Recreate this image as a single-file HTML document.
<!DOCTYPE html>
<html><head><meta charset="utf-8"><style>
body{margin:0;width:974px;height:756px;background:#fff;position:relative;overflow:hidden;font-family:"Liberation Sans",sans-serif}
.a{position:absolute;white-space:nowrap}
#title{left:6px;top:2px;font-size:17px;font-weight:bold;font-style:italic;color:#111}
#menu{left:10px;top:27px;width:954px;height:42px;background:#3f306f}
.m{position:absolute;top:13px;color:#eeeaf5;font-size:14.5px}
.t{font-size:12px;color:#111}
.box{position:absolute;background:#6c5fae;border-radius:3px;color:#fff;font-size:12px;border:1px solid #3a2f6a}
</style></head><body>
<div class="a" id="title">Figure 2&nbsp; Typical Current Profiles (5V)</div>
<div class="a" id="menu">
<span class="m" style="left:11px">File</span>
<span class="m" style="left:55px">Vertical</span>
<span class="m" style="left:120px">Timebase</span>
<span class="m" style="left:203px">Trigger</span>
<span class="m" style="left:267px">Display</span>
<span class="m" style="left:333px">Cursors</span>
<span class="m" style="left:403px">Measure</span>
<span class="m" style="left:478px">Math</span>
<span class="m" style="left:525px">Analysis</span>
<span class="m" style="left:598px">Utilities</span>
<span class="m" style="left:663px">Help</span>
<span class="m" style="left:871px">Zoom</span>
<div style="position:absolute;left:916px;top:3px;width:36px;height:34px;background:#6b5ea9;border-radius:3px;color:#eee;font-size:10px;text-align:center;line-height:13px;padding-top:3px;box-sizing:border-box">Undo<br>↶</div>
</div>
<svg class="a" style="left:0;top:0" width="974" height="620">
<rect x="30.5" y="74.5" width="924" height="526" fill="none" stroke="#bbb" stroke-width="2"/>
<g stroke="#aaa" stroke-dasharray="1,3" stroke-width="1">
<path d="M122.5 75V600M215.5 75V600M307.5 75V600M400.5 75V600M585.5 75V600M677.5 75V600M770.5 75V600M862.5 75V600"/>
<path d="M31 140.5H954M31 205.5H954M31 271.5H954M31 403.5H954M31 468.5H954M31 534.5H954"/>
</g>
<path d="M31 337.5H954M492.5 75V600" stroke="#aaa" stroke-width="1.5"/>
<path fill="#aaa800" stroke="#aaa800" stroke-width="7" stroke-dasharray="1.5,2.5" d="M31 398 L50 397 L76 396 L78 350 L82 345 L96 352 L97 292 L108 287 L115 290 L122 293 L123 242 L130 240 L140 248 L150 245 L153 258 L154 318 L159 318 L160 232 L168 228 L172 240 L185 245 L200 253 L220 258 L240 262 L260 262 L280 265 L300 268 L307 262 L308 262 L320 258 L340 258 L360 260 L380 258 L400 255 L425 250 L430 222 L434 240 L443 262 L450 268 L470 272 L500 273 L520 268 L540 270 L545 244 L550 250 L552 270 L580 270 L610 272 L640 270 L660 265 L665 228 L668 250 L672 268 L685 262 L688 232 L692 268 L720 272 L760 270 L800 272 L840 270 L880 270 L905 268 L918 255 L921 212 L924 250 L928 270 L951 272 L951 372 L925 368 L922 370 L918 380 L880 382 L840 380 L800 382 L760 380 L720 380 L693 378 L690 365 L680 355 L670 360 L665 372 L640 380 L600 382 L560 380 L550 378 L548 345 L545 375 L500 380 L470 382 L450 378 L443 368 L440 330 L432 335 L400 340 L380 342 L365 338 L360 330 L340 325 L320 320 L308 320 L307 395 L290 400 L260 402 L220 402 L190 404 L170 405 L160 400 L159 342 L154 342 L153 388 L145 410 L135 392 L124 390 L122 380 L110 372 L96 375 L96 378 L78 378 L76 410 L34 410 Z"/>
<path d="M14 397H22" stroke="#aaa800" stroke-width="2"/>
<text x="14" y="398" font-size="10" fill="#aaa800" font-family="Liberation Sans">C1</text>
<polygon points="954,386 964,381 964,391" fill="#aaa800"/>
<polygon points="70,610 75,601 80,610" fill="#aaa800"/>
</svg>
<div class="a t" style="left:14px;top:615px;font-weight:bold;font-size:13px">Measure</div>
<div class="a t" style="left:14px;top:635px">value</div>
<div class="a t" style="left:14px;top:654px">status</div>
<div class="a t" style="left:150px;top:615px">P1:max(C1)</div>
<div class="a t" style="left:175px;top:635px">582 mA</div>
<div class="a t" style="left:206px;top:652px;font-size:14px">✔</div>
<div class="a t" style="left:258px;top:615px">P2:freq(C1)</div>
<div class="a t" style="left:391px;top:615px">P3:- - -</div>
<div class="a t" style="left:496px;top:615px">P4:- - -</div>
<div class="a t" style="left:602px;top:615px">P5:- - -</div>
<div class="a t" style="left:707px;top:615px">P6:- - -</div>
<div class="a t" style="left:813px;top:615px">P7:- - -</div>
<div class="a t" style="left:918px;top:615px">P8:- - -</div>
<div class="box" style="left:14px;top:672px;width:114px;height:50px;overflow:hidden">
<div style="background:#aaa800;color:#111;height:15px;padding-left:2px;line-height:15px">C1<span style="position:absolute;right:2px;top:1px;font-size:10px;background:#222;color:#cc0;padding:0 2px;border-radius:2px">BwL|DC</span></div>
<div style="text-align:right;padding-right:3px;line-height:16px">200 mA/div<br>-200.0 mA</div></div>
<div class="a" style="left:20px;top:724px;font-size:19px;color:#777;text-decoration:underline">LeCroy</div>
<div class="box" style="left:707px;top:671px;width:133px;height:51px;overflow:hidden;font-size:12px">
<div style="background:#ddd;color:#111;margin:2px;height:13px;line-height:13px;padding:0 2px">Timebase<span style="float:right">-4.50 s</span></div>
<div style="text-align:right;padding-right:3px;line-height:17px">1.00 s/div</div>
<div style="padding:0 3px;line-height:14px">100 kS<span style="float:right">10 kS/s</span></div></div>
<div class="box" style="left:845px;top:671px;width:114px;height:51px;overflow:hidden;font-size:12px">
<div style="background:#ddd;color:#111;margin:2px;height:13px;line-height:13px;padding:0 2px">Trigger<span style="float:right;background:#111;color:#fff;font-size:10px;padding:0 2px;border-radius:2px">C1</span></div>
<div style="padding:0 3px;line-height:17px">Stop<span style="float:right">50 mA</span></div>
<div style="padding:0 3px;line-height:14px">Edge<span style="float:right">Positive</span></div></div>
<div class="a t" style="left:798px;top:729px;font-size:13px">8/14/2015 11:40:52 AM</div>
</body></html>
- - - -
* Exercise instructions:
Reproduce all of the data exactly as given.

* The response:
Recreate this image as a single-file HTML document.
<!DOCTYPE html>
<html><head><meta charset="utf-8"><style>
body{margin:0;width:974px;height:756px;background:#fff;position:relative;overflow:hidden;font-family:"Liberation Sans",sans-serif}
.a{position:absolute;white-space:nowrap}
#title{left:6px;top:2px;font-size:17px;font-weight:bold;font-style:italic;color:#111}
#menu{left:10px;top:27px;width:954px;height:42px;background:#3f306f}
.m{position:absolute;top:13px;color:#eeeaf5;font-size:14.5px}
.t{font-size:12px;color:#111}
.box{position:absolute;background:#6c5fae;border-radius:3px;color:#fff;font-size:12px;border:1px solid #3a2f6a}
</style></head><body>
<div class="a" id="title">Figure 2&nbsp; Typical Current Profiles (5V)</div>
<div class="a" id="menu">
<span class="m" style="left:11px">File</span>
<span class="m" style="left:55px">Vertical</span>
<span class="m" style="left:120px">Timebase</span>
<span class="m" style="left:203px">Trigger</span>
<span class="m" style="left:267px">Display</span>
<span class="m" style="left:333px">Cursors</span>
<span class="m" style="left:403px">Measure</span>
<span class="m" style="left:478px">Math</span>
<span class="m" style="left:525px">Analysis</span>
<span class="m" style="left:598px">Utilities</span>
<span class="m" style="left:663px">Help</span>
<span class="m" style="left:871px">Zoom</span>
<div style="position:absolute;left:916px;top:3px;width:36px;height:34px;background:#6b5ea9;border-radius:3px;color:#eee;font-size:10px;text-align:center;line-height:13px;padding-top:3px;box-sizing:border-box">Undo<br>↶</div>
</div>
<svg class="a" style="left:0;top:0" width="974" height="620">
<rect x="30.5" y="74.5" width="924" height="526" fill="none" stroke="#bbb" stroke-width="2"/>
<g stroke="#aaa" stroke-dasharray="1,3" stroke-width="1">
<path d="M122.5 75V600M215.5 75V600M307.5 75V600M400.5 75V600M585.5 75V600M677.5 75V600M770.5 75V600M862.5 75V600"/>
<path d="M31 140.5H954M31 205.5H954M31 271.5H954M31 403.5H954M31 468.5H954M31 534.5H954"/>
</g>
<path d="M31 337.5H954M492.5 75V600" stroke="#aaa" stroke-width="1.5"/>
<path fill="#aaa800" stroke="#aaa800" stroke-width="7" stroke-dasharray="1.5,2.5" d="M31 398 L50 397 L76 396 L78 350 L82 345 L96 352 L97 292 L108 287 L115 290 L122 293 L123 242 L130 240 L140 248 L150 245 L153 258 L154 318 L159 318 L160 232 L168 228 L172 240 L185 245 L200 253 L220 258 L240 262 L260 262 L280 265 L300 268 L307 262 L308 262 L320 258 L340 258 L360 260 L380 258 L400 255 L425 250 L430 222 L434 240 L443 262 L450 268 L470 272 L500 273 L520 268 L540 270 L545 244 L550 250 L552 270 L580 270 L610 272 L640 270 L660 265 L665 228 L668 250 L672 268 L685 262 L688 232 L692 268 L720 272 L760 270 L800 272 L840 270 L880 270 L905 268 L918 255 L921 212 L924 250 L928 270 L951 272 L951 372 L925 368 L922 370 L918 380 L880 382 L840 380 L800 382 L760 380 L720 380 L693 378 L690 365 L680 355 L670 360 L665 372 L640 380 L600 382 L560 380 L550 378 L548 345 L545 375 L500 380 L470 382 L450 378 L443 368 L440 330 L432 335 L400 340 L380 342 L365 338 L360 330 L340 325 L320 320 L308 320 L307 395 L290 400 L260 402 L220 402 L190 404 L170 405 L160 400 L159 342 L154 342 L153 388 L145 410 L135 392 L124 390 L122 380 L110 372 L96 375 L96 378 L78 378 L76 410 L34 410 Z"/>
<path d="M14 397H22" stroke="#aaa800" stroke-width="2"/>
<text x="14" y="398" font-size="10" fill="#aaa800" font-family="Liberation Sans">C1</text>
<polygon points="954,386 964,381 964,391" fill="#aaa800"/>
<polygon points="70,610 75,601 80,610" fill="#aaa800"/>
</svg>
<div class="a t" style="left:14px;top:615px;font-weight:bold;font-size:13px">Measure</div>
<div class="a t" style="left:14px;top:635px">value</div>
<div class="a t" style="left:14px;top:654px">status</div>
<div class="a t" style="left:150px;top:615px">P1:max(C1)</div>
<div class="a t" style="left:175px;top:635px">582 mA</div>
<div class="a t" style="left:206px;top:652px;font-size:14px">✔</div>
<div class="a t" style="left:258px;top:615px">P2:freq(C1)</div>
<div class="a t" style="left:391px;top:615px">P3:- - -</div>
<div class="a t" style="left:496px;top:615px">P4:- - -</div>
<div class="a t" style="left:602px;top:615px">P5:- - -</div>
<div class="a t" style="left:707px;top:615px">P6:- - -</div>
<div class="a t" style="left:813px;top:615px">P7:- - -</div>
<div class="a t" style="left:918px;top:615px">P8:- - -</div>
<div class="box" style="left:14px;top:672px;width:114px;height:50px;overflow:hidden">
<div style="background:#aaa800;color:#111;height:15px;padding-left:2px;line-height:15px">C1<span style="position:absolute;right:2px;top:1px;font-size:10px;background:#222;color:#cc0;padding:0 2px;border-radius:2px">BwL|DC</span></div>
<div style="text-align:right;padding-right:3px;line-height:16px">200 mA/div<br>-200.0 mA</div></div>
<div class="a" style="left:20px;top:724px;font-size:19px;color:#777;text-decoration:underline">LeCroy</div>
<div class="box" style="left:707px;top:671px;width:133px;height:51px;overflow:hidden;font-size:12px">
<div style="background:#ddd;color:#111;margin:2px;height:13px;line-height:13px;padding:0 2px">Timebase<span style="float:right">-4.50 s</span></div>
<div style="text-align:right;padding-right:3px;line-height:17px">1.00 s/div</div>
<div style="padding:0 3px;line-height:14px">100 kS<span style="float:right">10 kS/s</span></div></div>
<div class="box" style="left:845px;top:671px;width:114px;height:51px;overflow:hidden;font-size:12px">
<div style="background:#ddd;color:#111;margin:2px;height:13px;line-height:13px;padding:0 2px">Trigger<span style="float:right;background:#111;color:#fff;font-size:10px;padding:0 2px;border-radius:2px">C1</span></div>
<div style="padding:0 3px;line-height:17px">Stop<span style="float:right">50 mA</span></div>
<div style="padding:0 3px;line-height:14px">Edge<span style="float:right">Positive</span></div></div>
<div class="a t" style="left:798px;top:729px;font-size:13px">8/14/2015 11:40:52 AM</div>
</body></html>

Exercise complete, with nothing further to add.